**Work required**
Copy each line exactly. Drop every picture.

**Supplied material**
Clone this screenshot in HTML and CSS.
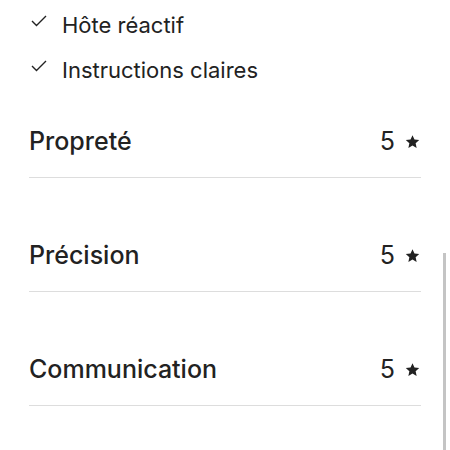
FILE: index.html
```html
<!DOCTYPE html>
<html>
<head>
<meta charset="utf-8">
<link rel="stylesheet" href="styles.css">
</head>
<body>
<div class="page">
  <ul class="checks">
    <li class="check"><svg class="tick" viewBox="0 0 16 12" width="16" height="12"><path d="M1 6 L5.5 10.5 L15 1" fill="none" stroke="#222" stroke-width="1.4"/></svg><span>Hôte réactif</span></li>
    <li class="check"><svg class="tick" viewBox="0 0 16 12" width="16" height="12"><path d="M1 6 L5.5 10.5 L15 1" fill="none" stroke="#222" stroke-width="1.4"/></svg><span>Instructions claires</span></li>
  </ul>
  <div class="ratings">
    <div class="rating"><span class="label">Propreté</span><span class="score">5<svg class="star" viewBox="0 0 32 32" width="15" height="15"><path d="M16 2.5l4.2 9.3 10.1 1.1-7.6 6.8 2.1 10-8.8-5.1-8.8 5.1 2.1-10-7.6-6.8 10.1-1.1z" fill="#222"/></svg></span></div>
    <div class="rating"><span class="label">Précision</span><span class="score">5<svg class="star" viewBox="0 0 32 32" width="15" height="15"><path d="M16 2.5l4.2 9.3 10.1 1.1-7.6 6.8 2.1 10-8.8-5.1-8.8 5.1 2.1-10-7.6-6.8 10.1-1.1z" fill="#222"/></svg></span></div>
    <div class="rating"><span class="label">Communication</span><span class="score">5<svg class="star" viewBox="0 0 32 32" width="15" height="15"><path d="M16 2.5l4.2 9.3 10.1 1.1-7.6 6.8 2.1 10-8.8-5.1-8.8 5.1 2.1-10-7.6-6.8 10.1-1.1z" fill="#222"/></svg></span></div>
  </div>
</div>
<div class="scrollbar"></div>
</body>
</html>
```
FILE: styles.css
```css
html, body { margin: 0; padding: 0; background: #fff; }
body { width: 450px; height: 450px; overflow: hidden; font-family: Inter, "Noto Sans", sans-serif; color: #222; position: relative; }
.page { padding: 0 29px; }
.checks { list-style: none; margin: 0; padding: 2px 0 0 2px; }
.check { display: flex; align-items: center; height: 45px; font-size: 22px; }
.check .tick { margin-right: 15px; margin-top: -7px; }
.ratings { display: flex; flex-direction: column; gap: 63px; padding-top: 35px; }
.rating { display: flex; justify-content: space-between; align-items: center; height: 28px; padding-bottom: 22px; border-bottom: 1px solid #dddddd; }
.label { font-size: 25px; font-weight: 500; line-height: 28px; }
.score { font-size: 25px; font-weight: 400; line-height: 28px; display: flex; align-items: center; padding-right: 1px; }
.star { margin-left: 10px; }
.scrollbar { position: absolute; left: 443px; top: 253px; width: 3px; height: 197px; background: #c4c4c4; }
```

**Expected answer**
Clone this screenshot in HTML and CSS.
FILE: index.html
```html
<!DOCTYPE html>
<html>
<head>
<meta charset="utf-8">
<link rel="stylesheet" href="styles.css">
</head>
<body>
<div class="page">
  <ul class="checks">
    <li class="check"><svg class="tick" viewBox="0 0 16 12" width="16" height="12"><path d="M1 6 L5.5 10.5 L15 1" fill="none" stroke="#222" stroke-width="1.4"/></svg><span>Hôte réactif</span></li>
    <li class="check"><svg class="tick" viewBox="0 0 16 12" width="16" height="12"><path d="M1 6 L5.5 10.5 L15 1" fill="none" stroke="#222" stroke-width="1.4"/></svg><span>Instructions claires</span></li>
  </ul>
  <div class="ratings">
    <div class="rating"><span class="label">Propreté</span><span class="score">5<svg class="star" viewBox="0 0 32 32" width="15" height="15"><path d="M16 2.5l4.2 9.3 10.1 1.1-7.6 6.8 2.1 10-8.8-5.1-8.8 5.1 2.1-10-7.6-6.8 10.1-1.1z" fill="#222"/></svg></span></div>
    <div class="rating"><span class="label">Précision</span><span class="score">5<svg class="star" viewBox="0 0 32 32" width="15" height="15"><path d="M16 2.5l4.2 9.3 10.1 1.1-7.6 6.8 2.1 10-8.8-5.1-8.8 5.1 2.1-10-7.6-6.8 10.1-1.1z" fill="#222"/></svg></span></div>
    <div class="rating"><span class="label">Communication</span><span class="score">5<svg class="star" viewBox="0 0 32 32" width="15" height="15"><path d="M16 2.5l4.2 9.3 10.1 1.1-7.6 6.8 2.1 10-8.8-5.1-8.8 5.1 2.1-10-7.6-6.8 10.1-1.1z" fill="#222"/></svg></span></div>
  </div>
</div>
<div class="scrollbar"></div>
</body>
</html>
```
FILE: styles.css
```css
html, body { margin: 0; padding: 0; background: #fff; }
body { width: 450px; height: 450px; overflow: hidden; font-family: Inter, "Noto Sans", sans-serif; color: #222; position: relative; }
.page { padding: 0 29px; }
.checks { list-style: none; margin: 0; padding: 2px 0 0 2px; }
.check { display: flex; align-items: center; height: 45px; font-size: 22px; }
.check .tick { margin-right: 15px; margin-top: -7px; }
.ratings { display: flex; flex-direction: column; gap: 63px; padding-top: 35px; }
.rating { display: flex; justify-content: space-between; align-items: center; height: 28px; padding-bottom: 22px; border-bottom: 1px solid #dddddd; }
.label { font-size: 25px; font-weight: 500; line-height: 28px; }
.score { font-size: 25px; font-weight: 400; line-height: 28px; display: flex; align-items: center; padding-right: 1px; }
.star { margin-left: 10px; }
.scrollbar { position: absolute; left: 443px; top: 253px; width: 3px; height: 197px; background: #c4c4c4; }
```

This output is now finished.